Topping the list of objectionable practices is spam. If you use email-marketing techniques, ensure that they are Can-Spam compliant. While marketing to an in-house, opt-in email list that you developed from members and other visitors is perfectly acceptable and can be quite profitable; most email marketing practices are not so benign.
While it's fashionable in some sectors to believe that the many calls for regulation of adult entertainment — especially in the online arena — come from religious fanatics, there is nothing so vocal as an outraged mom, furious over seeing explicit "barnyard fun" spam in her child's inbox. If we could eliminate porn spam, we'd eliminate one of the biggest sources of heat facing the online adult entertainment industry.
Pop-ups, while not as common due to the ease with which most current browsers block them, are still problematic when overused. As a surfer, I don't object to one or two well-targeted pop-ups being displayed when I visit a site. Pop a ton of new windows on me, however, and the last thing that I'm going to do is pull out my credit card or ever return. Beyond this diminishing effectiveness, most folks hate them.
And that's the bottom line. When you're doing things that most folks hate, like spamming them and putting them through console hell, they hate you for doing it, and through you, they come to hate everyone you represent — and that means our industry as a whole.

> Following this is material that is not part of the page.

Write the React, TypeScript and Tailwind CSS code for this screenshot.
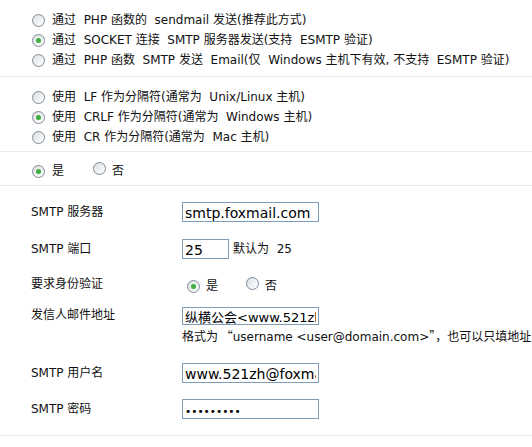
import React from 'react';

const FONT = { fontFamily: '"DejaVu Sans", "Noto Sans CJK SC", sans-serif' };
const CJK = { fontFamily: '"Noto Sans CJK SC", sans-serif' };

const Radio: React.FC<{ checked?: boolean }> = ({ checked }) => (
  <span className="relative inline-flex h-[13px] w-[13px] flex-shrink-0 items-center justify-center rounded-full border border-[#7d8a96] bg-gradient-to-br from-[#dcdfe2] to-white">
    {checked && <span className="h-[5px] w-[5px] rounded-full bg-[#3fae3f]" />}
  </span>
);

const Option: React.FC<{ checked?: boolean; children: React.ReactNode }> = ({ checked, children }) => (
  <div className="flex h-[20px] items-center gap-[7px] pl-[32px]">
    <Radio checked={checked} />
    <span className="whitespace-pre">{children}</span>
  </div>
);

const Field: React.FC<{ label: string; children: React.ReactNode; top?: boolean }> = ({ label, children, top }) => (
  <div className={`flex ${top ? 'items-start' : 'items-center'}`}>
    <div className={`w-[182px] flex-shrink-0 pl-[31px] ${top ? 'leading-[16px]' : ''}`}>{label}</div>
    <div className="min-w-0 flex-1">{children}</div>
  </div>
);

const inputCls =
  'block h-[20px] border border-[#7f9db9] bg-white px-[2px] pt-[2px] leading-[16px] text-black outline-none';

export default function App() {
  return (
    <div className="h-[447px] w-[532px] overflow-hidden bg-white text-[12px] text-[#111]" style={FONT}>
      {/* 发送方式 */}
      <div className="border-b border-[#ececec] pb-[6px] pt-[10px]">
        <Option>通过  PHP 函数的  sendmail 发送(推荐此方式)</Option>
        <Option checked>通过  SOCKET 连接  SMTP 服务器发送(支持  ESMTP 验证)</Option>
        <Option>通过  PHP 函数  SMTP 发送  Email(仅  Windows 主机下有效, 不支持  ESMTP 验证)</Option>
      </div>

      {/* 分隔符 */}
      <div className="border-b border-[#ececec] pb-[4px] pt-[10px]">
        <Option>使用  LF 作为分隔符(通常为  Unix/Linux 主机)</Option>
        <Option checked>使用  CRLF 作为分隔符(通常为  Windows 主机)</Option>
        <Option>使用  CR 作为分隔符(通常为  Mac 主机)</Option>
      </div>

      <div className="border-b border-[#ececec] pb-[4px] pt-[9px]">
        <div className="flex h-[20px] items-center pl-[32px]">
          <Radio checked />
          <span className="ml-[7px]">是</span>
          <span className="ml-[29px]"><Radio /></span>
          <span className="ml-[6px]">否</span>
        </div>
      </div>

      {/* SMTP 设置 */}
      <div className="flex flex-col border-b border-[#ececec] pb-[16px] pt-[16px]">
        <Field label="SMTP 服务器">
          <input readOnly value="smtp.foxmail.com" className={`${inputCls} w-[137px] text-[14px]`} style={FONT} />
        </Field>
        <div className="mt-[17px]">
          <Field label="SMTP 端口">
            <div className="flex items-center gap-[4px]">
              <input readOnly value="25" className={`${inputCls} w-[47px] text-[14px]`} style={FONT} />
              <span className="whitespace-pre">默认为  25</span>
            </div>
          </Field>
        </div>
        <div className="mt-[15px]">
          <Field label="要求身份验证">
            <div className="flex h-[20px] items-center pl-[5px] pt-[4px]">
              <Radio checked />
              <span className="ml-[6px]">是</span>
              <span className="ml-[28px]"><Radio /></span>
              <span className="ml-[6px]">否</span>
            </div>
          </Field>
        </div>
        <div className="mt-[13px]">
          <Field label="发信人邮件地址" top>
            <input
              readOnly
              value="纵横公会<www.521zh@foxmail.com>"
              className={`${inputCls} !h-[18px] w-[137px] !pt-[1px] text-[13px]`}
              style={FONT}
            />
            <div className="mt-[2px] whitespace-nowrap leading-[18px]">
              格式为<span style={CJK}> “</span>username &lt;user@domain.com&gt;<span style={CJK}>”，</span>也可以只填地址
            </div>
          </Field>
        </div>
        <div className="mt-[17px]">
          <Field label="SMTP 用户名">
            <input readOnly value="www.521zh@foxmail.com" className={`${inputCls} w-[137px] text-[14px]`} style={FONT} />
          </Field>
        </div>
        <div className="mt-[16px]">
          <Field label="SMTP 密码">
            <input
              readOnly
              type="password"
              value="123456789"
              className={`${inputCls} w-[137px] text-[10.5px] !pt-[3px]`}
              style={FONT}
            />
          </Field>
        </div>
      </div>
    </div>
  );
}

Perception is everything in politics. Politics influence the law. "Hate" should not be the perception that we foster among those who we'd like to sell our products to or receive regulatory forbearance from.
While none of this is new or earth shattering, during this time of immigration debates, the ongoing culture war and questions about what it means to be an "American," I want to remind people of the bottom line: "Freedom" is what it means to be an American.
Freedom itself isn't free, however. It comes with a hefty price tag called "responsibility."
As we celebrate America's independence over the July 4th holiday, let's all remember that with freedom comes the responsibility to protect it. No mere rhetoric, this is a stone-cold truth for operators in the adult entertainment industry, as the freedom they need to protect is literally their own. Taking the responsibility for protecting your own freedom is the smart thing to do, and my Three Step Program will help show you the way. Take care and do the responsible thing.